Uma força-tarefa do Setor de Ciências Biológicas da Universidade Federal do Paraná (UFPR) conseguiu atestar que os 12 felinos selvagens do Zoológico Municipal de Curitiba não estão infectados com o novo coronavírus. A verificação foi feita a pedido da Prefeitura e tem impacto na saúde pública devido à dúvida sobre o contágio interespécies levantada por registros de felinos infectados, que vêm ocorrendo desde abril — o primeiro foi o de uma tigresa que vive no Zoológico do Bronx, em Nova York. Foram testados quatro onças, três gatos do mato, uma jaguatirica, um gato maracajá, um puma, um leão e um tigre do zoo curitibano.
A experiência subsidiará pesquisas no Programa de Pós-Graduação em Biologia Celular e Molecular (PGBioCel) e do Programa de Pós-Graduação em Ciências Veterinárias (PGCieVet) da UFPR. A ideia é analisar como o Sars-Cov-2, vírus causador da Covid-19, se manifesta em felinos selvagens e domésticos. Por isso os testes dos felinos selvagens do zoo de Curitiba devem ser refeitos no segundo semestre, explica o professor Alexander Biondo, que orienta os trabalhos na área.
Os pesquisadores coletaram amostras dos felinos por meio de swabs nasal e oral (método chamado de “combinado”), que é quando o esfregão com cotonetes é realizado na boca e no nariz. Por questões anatômicas, o processo é diferente do da coleta de amostras em humanos, que capta o muco da região nasofaríngea, onde ficam as células olfativas e o coronavírus costuma se alojar. Para a coleta, os cientistas contaram com a ajuda dos tratadores, o que dispensou necessidade de sedação.
Resultados
Também foram colhidas amostras dos 39 tratadores do zoológico, dessa vez por meio do swab nasofaríngeo. Nesse caso, um tratador, que não lidava diretamente com os felinos, teve resultado positivo para o coronavírus e está em quarentena. Todos os kits de diagnóstico foram cedidos pelo Instituto de Biologia Molecular do Paraná (IBMP), que produz kits de diagnóstico molecular.
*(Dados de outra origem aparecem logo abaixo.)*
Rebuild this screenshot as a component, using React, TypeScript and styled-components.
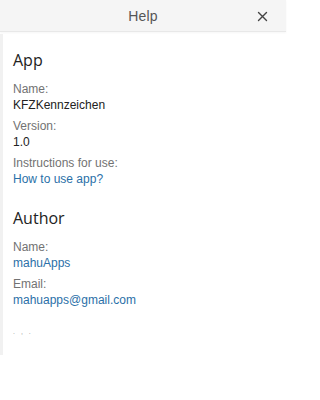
import React from 'react';
import styled, { createGlobalStyle } from 'styled-components';

const GlobalStyle = createGlobalStyle`
  html, body {
    margin: 0;
    padding: 0;
    background: #ffffff;
    font-family: "Liberation Sans", Arial, sans-serif;
    overflow-x: hidden;
  }
`;

const Screen = styled.div`
  width: 286px;
`;

const Header = styled.header`
  height: 32px;
  background: #f5f5f5;
  border-bottom: 1px solid #e8e8e8;
  box-shadow: 0 1px 2px rgba(0, 0, 0, 0.04);
  display: flex;
  align-items: center;
  justify-content: center;
  position: relative;
  box-sizing: border-box;
`;

const Title = styled.h1`
  margin: 0;
  font-size: 14px;
  font-weight: normal;
  color: #555555;
  letter-spacing: 0.2px;
`;

const CloseButton = styled.button`
  position: absolute;
  right: 16px;
  top: 7px;
  border: none;
  background: transparent;
  padding: 0;
  width: 16px;
  height: 18px;
  display: flex;
  align-items: center;
  justify-content: center;
  cursor: pointer;
`;

const Content = styled.main`
  margin-top: 2px;
  min-height: 321px;
  border-left: 3px solid #f1f1f1;
  background: #ffffff;
  padding: 14px 10px 0 10px;
  box-sizing: border-box;
`;

const Section = styled.section<{ first?: boolean }>`
  margin-top: ${({ first }) => (first ? '0' : '19px')};
  display: flex;
  flex-direction: column;
  gap: 5px;
`;

const Heading = styled.h2`
  margin: 0 0 4px 0;
  font-family: "Open Sans", "Liberation Sans", sans-serif;
  font-size: 16px;
  line-height: 24px;
  font-weight: normal;
  color: #222222;
`;

const Field = styled.div`
  display: flex;
  flex-direction: column;
`;

const Label = styled.span`
  font-size: 12px;
  line-height: 16px;
  color: #727272;
`;

const Value = styled.span`
  font-size: 12px;
  line-height: 16px;
  color: #222222;
`;

const Link = styled.a`
  font-size: 12px;
  line-height: 16px;
  color: #2a70a8;
  text-decoration: none;
`;

const Footnote = styled.div`
  margin-top: 20px;
  font-size: 7px;
  color: #9a9a9a;
  letter-spacing: 2px;
`;

const CloseIcon = () => (
  <svg width="11" height="11" viewBox="0 0 11 11">
    <path d="M1.5 1.5 L9.5 9.5 M9.5 1.5 L1.5 9.5" stroke="#444" strokeWidth="1.4" strokeLinecap="round" />
  </svg>
);

export default function App() {
  return (
    <Screen>
      <GlobalStyle />
      <Header>
        <Title>Help</Title>
        <CloseButton aria-label="Close">
          <CloseIcon />
        </CloseButton>
      </Header>
      <Content>
        <Section first>
          <Heading>App</Heading>
          <Field>
            <Label>Name:</Label>
            <Value>KFZKennzeichen</Value>
          </Field>
          <Field>
            <Label>Version:</Label>
            <Value>1.0</Value>
          </Field>
          <Field>
            <Label>Instructions for use:</Label>
            <Link href="#">How to use app?</Link>
          </Field>
        </Section>
        <Section>
          <Heading>Author</Heading>
          <Field>
            <Label>Name:</Label>
            <Link href="#">mahuApps</Link>
          </Field>
          <Field>
            <Label>Email:</Label>
            <Link href="#">mahuapps@gmail.com</Link>
          </Field>
        </Section>
        <Footnote>. , .</Footnote>
      </Content>
    </Screen>
  );
}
As amostras foram analisadas em um pool de laboratórios do Setor de Ciências Biológicas da UFPR que têm atuado em colaboração, sob a liderança do Laboratório de Imunogenética e Histocompatibilidade (Ligh) da universidade. Os pesquisadores usaram o método RT-PCR, que detecta a presença do vírus por meio da análise das moléculas de RNA encontradas nas amostras.
Segundo o professor Emanuel Maltempi de Souza, que coordenou os exames, o método de análise foi o mesmo para amostras de pessoas, uma vez que a busca é por material genético do vírus. Uma diferença, ressalta Souza, é que, como a literatura científica que trata de felinos já infectados aponta que eles em geral possuíam baixa carga viral no organismo, é preciso uma análise mais minuciosa do material. Por conta disso, a equipe de cientistas começou a análise logo em seguida à coleta, para eventualmente evitar degradação do material genético do vírus. Também refez análises para forçar contradições nos resultados, o que não ocorreu.
“É um projeto multidimensional. Temos a dimensão da pesquisa, de avançar na resposta sobre algumas perguntas da contaminação interespécies, temos a saúde dos tratadores, que prestam um serviço essencial, e temos a saúde pública, já que é importante saber se gatos podem ser vetores da doença”, explica Souza.
Pesquisa
A experiência baseará um trabalho de mestrado no PGBioCel que pretende repetir no Brasil um estudo publicado no jornal da American Society for Microbiology, em maio, com base no sequenciamento do genoma da tigresa infectada em Nova York. O objetivo é entender se os felinos selvagens “hospedam” o vírus, situação que é diferente ser “vetor” porque o animal também é atingido pela doença. Ainda não existe registro de felinos que desenvolveram pneumonia devido ao vírus, mas há os que manifestaram sintomas como dificuldade de respirar e febre.
“Queremos elucidar se existe o mecanismo de infecção de humanos pelos felídeos, visto que o contrário já sabemos que ocorre, e se esses animais poderiam ser ‘reservatórios’ do novo coronavírus”, explica a pesquisadora Brenda Winona dos Santos. “No âmbito da saúde pública, se confirmarmos que animais podem retransmitir o vírus, é de extrema necessidade que o manejo correto seja feito visando não ter a ‘devolução’ da doença ao meio”.